As for the USN, one of its core justifications for developing fleets of unmanned underwater vehicles (UUVs) is the threat posed by detection technologies – the logic being that they are cheaper and, therefore, more expendable in the context of high-risk operations.

Fifth.  Vice-Admiral Hammond’s proposition that the rush to acquire submarines by other navies is a defining counter-argument to the claimed increasing vulnerability of submarines is alike in its weakness.
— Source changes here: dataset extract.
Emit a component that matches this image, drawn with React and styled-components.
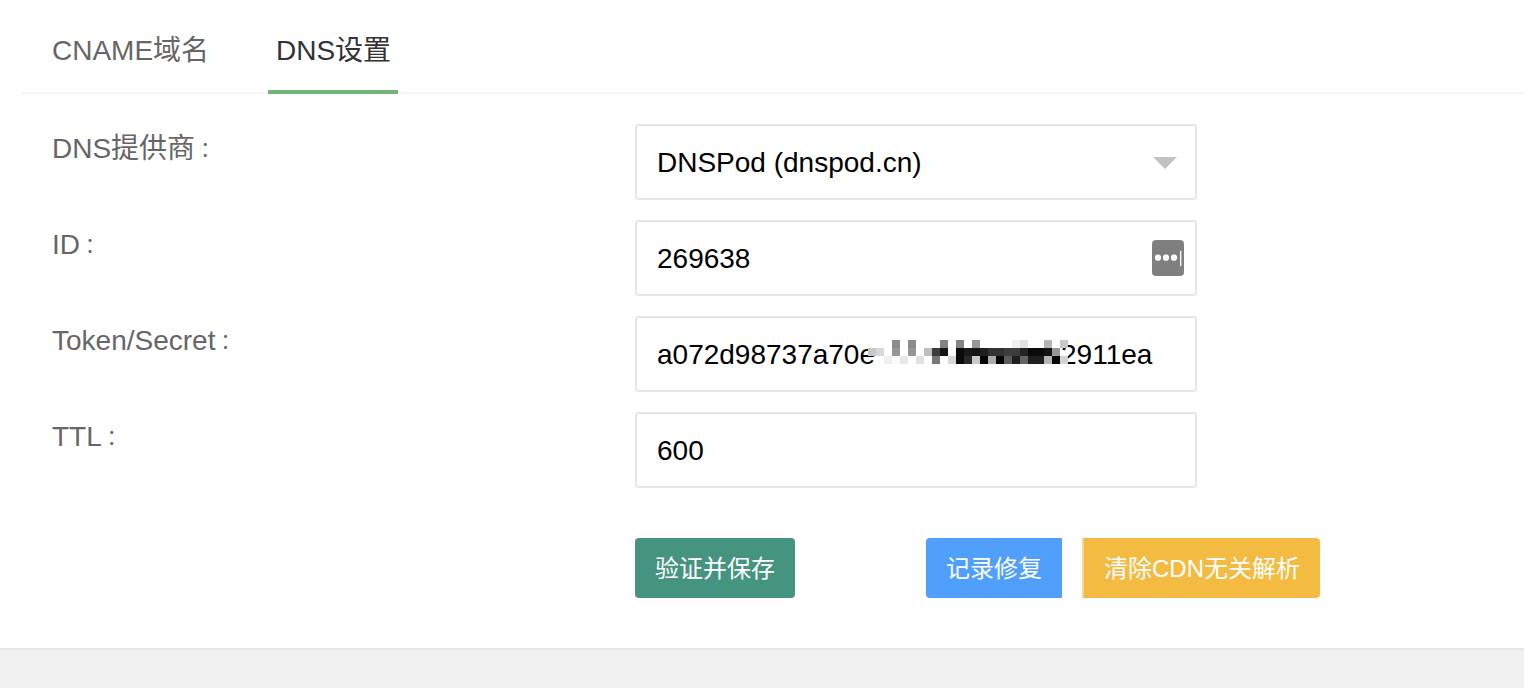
import React from 'react'
import styled, { createGlobalStyle } from 'styled-components'

const GlobalStyle = createGlobalStyle`
html, body {
  margin: 0;
  padding: 0;
  background: #f1f1f1;
  font-family: "Liberation Sans", "Noto Sans CJK SC", sans-serif;
}
* { box-sizing: border-box; }
`

// mosaic over the token, grey level per cell, 0 is white
const MOSAIC = [
  [0,0,0,140,0,140,0,0,0,130,0,130,0,150,0,0,0,0,240,225,0,0,180,0,200],
  [200,215,0,150,0,150,0,190,60,20,0,10,25,20,30,50,50,60,60,35,10,10,20,150,0],
  [0,0,240,250,230,0,225,0,120,0,215,10,40,200,5,170,5,90,30,100,30,30,180,5,210],
]

export default function App() {
  return (
    <Page>
      <GlobalStyle />
      <Panel>
        <Tabs>
          <Tab>CNAME域名</Tab>
          <Tab $active>DNS设置</Tab>
        </Tabs>
        <Form>
          <Row>
            <Label>DNS提供商<Colon>：</Colon></Label>
            <Field>
              <Value>DNSPod (dnspod.cn)</Value>
              <Caret />
            </Field>
          </Row>
          <Row>
            <Label>ID<Colon>：</Colon></Label>
            <Field>
              <Value>269638</Value>
              <KeyBadge>
                <svg width="32" height="36" viewBox="0 0 32 36">
                  <circle cx="6" cy="17.7" r="3.1" fill="#fff" />
                  <circle cx="14" cy="17.7" r="3.1" fill="#fff" />
                  <circle cx="22" cy="17.7" r="3.1" fill="#fff" />
                  <rect x="28" y="10.7" width="1.3" height="15.5" fill="#fff" />
                </svg>
              </KeyBadge>
            </Field>
          </Row>
          <Row>
            <Label>Token/Secret<Colon>：</Colon></Label>
            <Field>
              <Value>a072d98737a70e<HiddenGap />2911ea</Value>
              <Mosaic>
                {MOSAIC.flat().map((v, i) => (
                  <MosaicCell key={i} $v={v} />
                ))}
              </Mosaic>
            </Field>
          </Row>
          <Row>
            <Label>TTL<Colon>：</Colon></Label>
            <Field>
              <Value>600</Value>
            </Field>
          </Row>
          <Buttons>
            <Button $bg="#45947f" $w={160}>验证并保存</Button>
            <Button $bg="#50a0fb" $w={136} $left={131} $square>记录修复</Button>
            <Button $bg="#f3bb41" $w={238} $left={20} $edge>清除CDN无关解析</Button>
          </Buttons>
        </Form>
      </Panel>
    </Page>
  )
}

const Page = styled.div`
min-height: 688px;
background: #f1f1f1;
overflow: hidden;
`
const Panel = styled.div`
height: 648px;
padding: 0 0 0 21px;
background: #fff;
box-shadow: 0 1px 3px rgba(0,0,0,0.08);
`
const Tabs = styled.div`
display: flex;
height: 94px;
border-bottom: 2px solid #f5f5f5;
padding-left: 23px;
gap: 52px;
`
const Tab = styled.div`
height: 94px;
padding: 0 7px 0 8px;
width: ${p => (p.$active ? '130px' : '172px')};
line-height: 102px;
font-size: 28px;
white-space: nowrap;
color: ${p => (p.$active ? '#333' : '#666')};
border-bottom: ${p => (p.$active ? '4px solid #73b47b' : 'none')};
`
const Form = styled.div`
padding-top: 30px;
display: flex;
flex-direction: column;
gap: 20px;
`
const Row = styled.div`
display: flex;
height: 76px;
`
const Label = styled.div`
width: 614px;
padding-left: 31px;
font-size: 28px;
line-height: 49px;
color: #666;
`
const Colon = styled.span`
font-family: "Noto Sans CJK TC", sans-serif;
font-size: 20px;
`
const Field = styled.div`
position: relative;
width: 562px;
height: 76px;
padding: 2px 20px 0;
display: flex;
align-items: center;
border: 2px solid #e6e6e6;
border-radius: 4px;
background: #fff;
`
const Value = styled.div`
font-size: 28px;
color: #000;
white-space: nowrap;
`
const HiddenGap = styled.span`
display: inline-block;
width: 186px;
`
const Caret = styled.div`
position: absolute;
right: 18px;
top: 31px;
width: 0;
height: 0;
border-left: 12px solid transparent;
border-right: 12px solid transparent;
border-top: 12px solid #c2c2c2;
`
const KeyBadge = styled.div`
position: absolute;
right: 11px;
top: 18px;
width: 32px;
height: 36px;
border-radius: 4px;
background: #7f7f7f;
line-height: 0;
`
const Mosaic = styled.div`
position: absolute;
left: 231px;
top: 22px;
display: grid;
grid-template-columns: repeat(25, 8px);
grid-auto-rows: 8px;
`
const MosaicCell = styled.div`
background: ${p => (p.$v === 0 ? 'transparent' : `rgb(${p.$v},${p.$v},${p.$v})`)};
`
const Buttons = styled.div`
display: flex;
padding: 30px 0 0 614px;
`
const Button = styled.div`
width: ${p => p.$w}px;
height: 60px;
padding-bottom: 3px;
margin-left: ${p => p.$left || 0}px;
display: flex;
align-items: center;
justify-content: center;
font-size: 24px;
color: #fff;
background: ${p => p.$bg};
border-radius: ${p => (p.$square ? '4px 0 0 4px' : p.$edge ? '0 4px 4px 0' : '4px')};
border-left: ${p => (p.$edge ? '2px solid #f8d68c' : 'none')};
`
Many of those other navies are using them for purposes quite different to those of Australia.

More importantly, it should be noted that military forces are notorious for maintaining and building obsolescent weapons platforms – and there is abundant historical and contemporary evidence of this beyond SSNs.

In just the maritime domain, for example, the prevailing analyses share the conclusion that, in any peer-to-peer conflict, aircraft carriers and all other surface combatants will be rendered useless very early on. They are, quite simply, slow moving targets and subject to the lethal processes of new sensor-kill chains — but that is not stopping their construction, even by China.

Admittedly, they are useful and effective for intimidating and destroying significantly inferior military powers and pirates, but these are reasons that do not justify their baroque adornments and exorbitant costs. and, sooner or later, they will fail robust budgetary and strategic examinations.

The lesson is that providing the rationale for the SSNs by appealing to the putative wisdom of others who think alike is little more than an exercise in discounted reasoning.

Sixth. Finally, given the egregious nature of the SMH’s Red Alert series, and Matthew Knott’s central role in producing them, why has the Chief of Navy made such an injudicious decision to be associated with such a publication? Should he not be more circumspect when granting interviews and should they not be with a wider range of interrogators?  Then there’s the SMH indulging its China threat fantasies: – incurably recidivist, like a dog returning to its vomit.

 

A version of this article was submitted to the Sydney Morning Herald.  It has not to date been published.